CxLeaderboard - a comprehensive leaderboard library

I wrote a library for building leaderboards. Would love any feedback. This is the list of features from the readme:

  • Ranks, percentiles, any custom stats of your choice
  • Concurrent reads, sequential writes
  • Stream API access to records from the top and the bottom
  • O(1) querying of any record by id
  • Auto-populating data on leaderboard startup
  • Adding, updating, removing, upserting of individual entries in live leaderboard
  • Fetching a range of records around a given id (contextual leaderboard)
  • Pluggable data stores: EtsStore for big boards, TermStore for dynamic mini boards
  • Atomic full repopulation in ~O(2n log n) time
  • Multi-node support
  • Extensibility for storage engines (CxLeaderboard.Storage behaviour)

github | docs | hex.pm

8 Likes

:wave:

For the term storage, :gb_trees might be a better fit than lists in maps.

I think DemonWare used them together with ets to keep rankings in call of duty. But that was before maps were introduced.

4 Likes

Wow that presentation is full of interesting insights, thank you! And gb_trees looks like a useful structure, will read more about it (esp. once erlang documentation site starts loading for me).

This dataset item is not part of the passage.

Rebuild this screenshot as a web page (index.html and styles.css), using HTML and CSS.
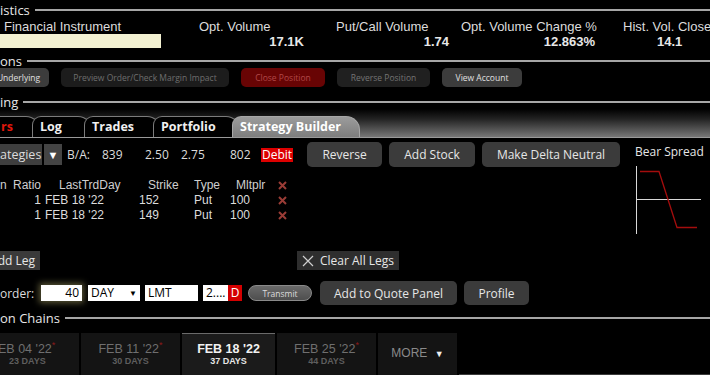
FILE: index.html
```html
<!DOCTYPE html>
<html lang="en">
<head>
    <meta charset="UTF-8">
    <meta name="viewport" content="width=device-width, initial-scale=1.0">
    <title>Option Trader</title>
    <link rel="stylesheet" href="styles.css">
</head>
<body>

<div class="window">

    <!-- Statistics -->
    <div class="sec-title stats-title"><span>istics</span></div>
    <div class="stats-grid">
        <div class="stat-head c1">Financial Instrument</div>
        <div class="stat-head c2">Opt. Volume</div>
        <div class="stat-head c3">Put/Call Volume</div>
        <div class="stat-head c4">Opt. Volume Change %</div>
        <div class="stat-head c5">Hist. Vol. Close %</div>
        <div class="stat-val c1"><div class="instrument-box"></div></div>
        <div class="stat-val c2">17.1K</div>
        <div class="stat-val c3">1.74</div>
        <div class="stat-val c4">12.863%</div>
        <div class="stat-val c5">14.1</div>
    </div>

    <!-- Actions -->
    <div class="sec-title actions-title"><span>ons</span></div>
    <div class="action-row">
        <button class="act-btn act-under">Underlying</button>
        <button class="act-btn act-off act-preview">Preview Order/Check Margin Impact</button>
        <button class="act-btn act-close">Close Position</button>
        <button class="act-btn act-off act-reverse">Reverse Position</button>
        <button class="act-btn act-account">View Account</button>
    </div>

    <!-- Trading -->
    <div class="sec-title trading-title"><span>ing</span></div>
    <div class="tab-bar">
        <div class="tab tab-orders">rs</div>
        <div class="tab tab-log">Log</div>
        <div class="tab tab-trades">Trades</div>
        <div class="tab tab-portfolio">Portfolio</div>
        <div class="tab tab-active">Strategy Builder</div>
    </div>

    <div class="builder">
        <div class="builder-main">
            <div class="strategy-row">
                <div class="strat-select">ategies</div>
                <div class="strat-arrow">&#9660;</div>
                <span class="ba ba-label">B/A:</span>
                <span class="ba ba-size">839</span>
                <span class="ba ba-bid">2.50</span>
                <span class="ba ba-ask">2.75</span>
                <span class="ba ba-size2">802</span>
                <span class="debit">Debit</span>
                <button class="btn btn-reverse">Reverse</button>
                <button class="btn btn-stock">Add Stock</button>
                <button class="btn btn-delta">Make Delta Neutral</button>
            </div>

            <table class="legs">
                <thead>
                    <tr>
                        <th class="l-act">n</th>
                        <th class="l-ratio">Ratio</th>
                        <th class="l-day">LastTrdDay</th>
                        <th class="l-strike">Strike</th>
                        <th class="l-type">Type</th>
                        <th class="l-mult">Mltplr</th>
                        <th class="l-del"><svg class="del-x" width="9" height="9" viewBox="0 0 9 9"><path d="M1 1 L8 8 M8 1 L1 8"/></svg></th>
                    </tr>
                </thead>
                <tbody>
                    <tr>
                        <td></td>
                        <td class="l-ratio">1</td>
                        <td class="l-day">FEB 18 '22</td>
                        <td class="l-strike">152</td>
                        <td class="l-type">Put</td>
                        <td class="l-mult">100</td>
                        <td class="l-del"><svg class="del-x" width="9" height="9" viewBox="0 0 9 9"><path d="M1 1 L8 8 M8 1 L1 8"/></svg></td>
                    </tr>
                    <tr>
                        <td></td>
                        <td class="l-ratio">1</td>
                        <td class="l-day">FEB 18 '22</td>
                        <td class="l-strike">149</td>
                        <td class="l-type">Put</td>
                        <td class="l-mult">100</td>
                        <td class="l-del"><svg class="del-x" width="9" height="9" viewBox="0 0 9 9"><path d="M1 1 L8 8 M8 1 L1 8"/></svg></td>
                    </tr>
                </tbody>
            </table>
        </div>

        <div class="payoff">
            <div class="payoff-title">Bear Spread</div>
            <svg class="payoff-chart" width="70" height="68" viewBox="0 0 70 68">
                <line x1="1.5" y1="0" x2="1.5" y2="68" stroke="#d8d8d8" stroke-width="1"/>
                <line x1="1" y1="33.5" x2="66" y2="33.5" stroke="#d8d8d8" stroke-width="1"/>
                <polyline points="5,5.5 24,5.5 42,61.5 62,61.5" fill="none" stroke="#a30d0d" stroke-width="1.3"/>
            </svg>
        </div>
    </div>

    <div class="leg-tools">
        <button class="btn btn-leg">dd Leg</button>
        <button class="btn-clear">
            <svg width="12" height="12" viewBox="0 0 12 12"><path d="M1 1 L11 11 M11 1 L1 11" stroke="#cfcfcf" stroke-width="1.2"/></svg>
            Clear All Legs
        </button>
    </div>

    <div class="order-row">
        <span class="order-label">order:</span>
        <div class="field qty">40</div>
        <div class="field tif">DAY <span class="caret">&#9660;</span></div>
        <div class="field otype">LMT</div>
        <div class="field price">2....<span class="side">D</span></div>
        <button class="transmit">Transmit</button>
        <button class="btn btn-quote">Add to Quote Panel</button>
        <button class="btn btn-profile">Profile</button>
    </div>

    <!-- Option Chains -->
    <div class="sec-title chains-title"><span>on Chains</span></div>
    <div class="expiries">
        <div class="exp exp-first">
            <div class="exp-date">EB 04 '22<sup>*</sup></div>
            <div class="exp-days">23 DAYS</div>
        </div>
        <div class="exp">
            <div class="exp-date">FEB 11 '22<sup>*</sup></div>
            <div class="exp-days">30 DAYS</div>
        </div>
        <div class="exp exp-active">
            <div class="exp-date">FEB 18 '22</div>
            <div class="exp-days">37 DAYS</div>
        </div>
        <div class="exp">
            <div class="exp-date">FEB 25 '22<sup>*</sup></div>
            <div class="exp-days">44 DAYS</div>
        </div>
        <div class="exp exp-more">MORE <span class="more-caret">&#9660;</span></div>
        <div class="exp-rest"></div>
    </div>

</div>

</body>
</html>
```

FILE: styles.css
```css
/* General Styles */
body {
    margin: 0;
    padding: 0;
    background-color: #000;
    color: #dcdcdc;
    font-family: "Open Sans", "Liberation Sans", sans-serif;
    font-size: 12px;
    overflow: hidden;
}
button {
    font-family: inherit;
    cursor: pointer;
}
.window {
    width: 710px;
    height: 375px;
    overflow: hidden;
}

/* Section titles with rule */
.sec-title {
    display: flex;
    align-items: center;
    height: 14px;
    line-height: 14px;
    font-size: 13px;
    color: #e6e6e6;
    white-space: nowrap;
}
.sec-title::after {
    content: "";
    flex: 1;
    height: 2px;
    background-color: #a6a6a6;
    margin-left: 5px;
}
.stats-title {
    height: 16px;
    margin-top: 2px;
}
.actions-title {
    margin-top: 5px;
}
.trading-title {
    margin-top: 8px;
}
.chains-title {
    margin-top: 6px;
}

/* Statistics */
.stats-grid {
    display: grid;
    grid-template-columns: 197px 137px 125px 162px 89px;
    grid-template-rows: 15px 15px;
    margin-top: 1px;
    font-family: "Liberation Sans", sans-serif;
    font-size: 13px;
}
.stat-head {
    color: #dcdcdc;
    padding-left: 2px;
    white-space: nowrap;
    overflow: hidden;
    line-height: 15px;
}
.stat-head.c1 {
    padding-left: 4px;
}
.stat-val {
    font-weight: bold;
    color: #e8e8e8;
    text-align: right;
    line-height: 15px;
    white-space: nowrap;
}
.stat-val.c2 { padding-right: 30px; }
.stat-val.c3 { padding-right: 10px; }
.stat-val.c4 { padding-right: 26px; }
.stat-val.c5 {
    text-align: left;
    padding-left: 36px;
}
.instrument-box {
    width: 161px;
    height: 14px;
    background-color: #f3f1d2;
}

/* Actions */
.action-row {
    display: flex;
    gap: 12px;
}
.act-btn {
    height: 19px;
    border: none;
    border-radius: 5px;
    background-color: #3c3c3c;
    color: #e0e0e0;
    font-size: 8.5px;
    padding: 0;
    white-space: nowrap;
}
.act-under {
    width: 61px;
    margin-left: -12px;
}
.act-off {
    background-color: #1c1c1c;
    color: #6e6e6e;
}
.act-preview { width: 168px; }
.act-close {
    width: 84px;
    background-color: #680404;
    color: #b24848;
}
.act-reverse {
    width: 93px;
    color: #747474;
    background-color: #202020;
}
.act-account { width: 80px; }

/* Tabs */
.tab-bar {
    display: flex;
    align-items: flex-end;
    height: 28px;
    background: linear-gradient(to bottom, #000 0%, #222 35%, #777 100%);
    border-bottom: 1px solid #9a9a9a;
}
.tab {
    position: relative;
    box-sizing: border-box;
    height: 21px;
    line-height: 20px;
    background-color: #000;
    border: 1px solid #7c7c7c;
    border-bottom: none;
    border-radius: 9px 14px 0 0;
    font-weight: bold;
    font-size: 12.5px;
    color: #f0f0f0;
    padding-left: 7px;
    margin-left: -8px;
    white-space: nowrap;
}
.tab-orders {
    width: 60px;
    margin-left: -20px;
    padding-left: 20px;
    color: #e0180c;
}
.tab-log { width: 60px; }
.tab-trades { width: 77px; }
.tab-portfolio { width: 87px; }
.tab-active {
    width: 128px;
    background: linear-gradient(to bottom, #9c9c9c, #7e7e7e);
    border-color: #a8a8a8;
    color: #fff;
}

/* Strategy builder */
.builder {
    display: flex;
    justify-content: space-between;
    height: 96px;
}
.strategy-row {
    display: flex;
    align-items: center;
    height: 25px;
    margin-top: 4px;
    white-space: nowrap;
}
.strat-select {
    width: 42px;
    height: 21px;
    line-height: 21px;
    background-color: #3e3e3e;
    text-align: right;
    padding-right: 6px;
    box-sizing: border-box;
    overflow: hidden;
    font-size: 12.5px;
}
.strat-arrow {
    width: 18px;
    height: 21px;
    line-height: 21px;
    margin-left: 2px;
    text-align: center;
    background-color: #444;
    color: #fff;
    font-size: 11px;
}
.ba {
    display: inline-block;
}
.ba-label { margin-left: 5px; width: 35px; }
.ba-size { width: 43px; }
.ba-bid { width: 36px; }
.ba-ask { width: 49px; }
.ba-size2 { width: 31px; }
.debit {
    width: 32px;
    height: 14px;
    line-height: 14px;
    text-align: center;
    background-color: #dd0000;
    color: #fff;
}
.btn {
    height: 25px;
    border: none;
    border-radius: 5px;
    background-color: #3b3b3b;
    color: #e6e6e6;
    font-size: 12px;
    padding: 0;
    white-space: nowrap;
}
.btn-reverse {
    width: 75px;
    margin-left: 14px;
}
.btn-stock {
    width: 86px;
    margin-left: 7px;
}
.btn-delta {
    width: 138px;
    margin-left: 7px;
}

/* Legs */
.legs {
    border-collapse: collapse;
    table-layout: fixed;
    width: 290px;
    margin-top: 10px;
    font-family: "Liberation Sans", sans-serif;
    font-size: 12px;
}
.legs th, .legs td {
    box-sizing: border-box;
    padding: 0;
    height: 15px;
    line-height: 15px;
    font-weight: normal;
    white-space: nowrap;
    text-align: left;
}
.legs th {
    color: #cfcfcf;
    height: 16px;
}
.l-act { width: 13px; }
.legs .l-ratio { width: 28px; text-align: right; }
.l-day { width: 98px; padding-left: 4px !important; }
th.l-day { padding-left: 18px !important; }
.l-strike { width: 55px; }
th.l-strike { padding-left: 9px !important; }
.l-type { width: 36px; }
.l-mult { width: 48px; }
th.l-mult { padding-left: 6px !important; }
.l-del { width: 12px; }
.del-x {
    display: block;
    stroke: #9a3c36;
    stroke-width: 2;
}

/* Payoff diagram */
.payoff {
    width: 75px;
    margin-top: 6px;
}
.payoff-title {
    font-size: 12px;
    line-height: 15px;
    color: #e6e6e6;
    white-space: nowrap;
}
.payoff-chart {
    display: block;
    margin-top: 7px;
}

/* Leg tools */
.leg-tools {
    display: flex;
    margin-top: 17px;
}
.btn-leg {
    width: 52px;
    height: 19px;
    margin-left: -12px;
    border-radius: 0;
    background-color: #3a3a3a;
    text-align: right;
    padding-right: 5px;
}
.btn-clear {
    display: flex;
    align-items: center;
    gap: 6px;
    height: 19px;
    margin-left: 257px;
    padding: 0 5px;
    border: none;
    background-color: #2e2e2e;
    color: #e6e6e6;
    font-size: 12px;
}

/* Order entry */
.order-row {
    display: flex;
    align-items: center;
    height: 24px;
    margin-top: 11px;
    white-space: nowrap;
}
.order-label { width: 41px; }
.field {
    height: 16px;
    line-height: 16px;
    background-color: #fff;
    color: #000;
    font-size: 12px;
    box-sizing: border-box;
    padding: 0 3px;
}
.qty {
    width: 41px;
    text-align: right;
    box-shadow: 0 0 6px 2px rgba(200, 190, 120, 0.45);
}
.tif {
    width: 52px;
    margin-left: 6px;
    display: flex;
    justify-content: space-between;
}
.caret { font-size: 8px; }
.otype {
    width: 53px;
    margin-left: 5px;
}
.price {
    width: 39px;
    margin-left: 5px;
    display: flex;
    padding-right: 0;
}
.side {
    margin-left: auto;
    width: 14px;
    text-align: center;
    background-color: #d40000;
    color: #fff;
}
.transmit {
    width: 64px;
    height: 16px;
    margin-left: 6px;
    border: 1px solid #8a8a8a;
    border-radius: 8px;
    background: linear-gradient(to bottom, #6a6a6a, #4e4e4e);
    color: #dcdcdc;
    font-size: 8.5px;
    padding: 0;
}
.btn-quote {
    width: 137px;
    height: 24px;
    margin-left: 8px;
}
.btn-profile {
    width: 65px;
    height: 24px;
    margin-left: 7px;
}

/* Expiry tabs */
.expiries {
    display: flex;
    gap: 2px;
    height: 42px;
    margin-top: 8px;
    font-family: "Liberation Sans", sans-serif;
}
.exp {
    width: 99px;
    background-color: #141414;
    color: #6f6f6f;
    text-align: center;
    box-sizing: border-box;
    padding-top: 9px;
}
.exp-first {
    width: 79px;
    text-align: left;
}
.exp-first .exp-date { margin-left: -2px; }
.exp-first .exp-days { padding-left: 9px; }
.exp-date {
    font-size: 12.5px;
    line-height: 14px;
    white-space: nowrap;
}
.exp-date sup {
    color: #8c1a1a;
    font-size: 9px;
    line-height: 0;
}
.exp-days {
    font-size: 9px;
    font-weight: bold;
    line-height: 11px;
    color: #5e5e5e;
}
.exp-active {
    width: 93px;
    background-color: #1b1b1b;
    border-top: 1px solid #6a6a6a;
    padding-top: 8px;
    color: #f2f2f2;
}
.exp-active .exp-date { font-weight: bold; }
.exp-active .exp-days { color: #e6e6e6; }
.exp-more {
    width: 79px;
    padding-top: 13px;
    font-size: 12px;
    color: #8a8a8a;
}
.more-caret {
    color: #eee;
    font-size: 9px;
    margin-left: 4px;
}
.exp-rest {
    flex: 1;
    border-bottom: 1px solid #3a3a3a;
}
```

I wanted to link it but the website was down for me as well … You can do erl -man gb_trees in your shell.

3 Likes

I’ll probably give it a try soon

1 Like

Let me know how it goes or if you need any help/have questions. Happy to help.

1 Like

Can I get a example for Postgres auto-populate on startup.

I got the following but can’t get it to work. I think my issue is the connection is closed when the transaction ended.
related issue. https://github.com/elixir-ecto/postgrex/issues/373

worker(CxLeaderboard.Leaderboard, [:global, [data: loadDataToLeaderboard(pid)]])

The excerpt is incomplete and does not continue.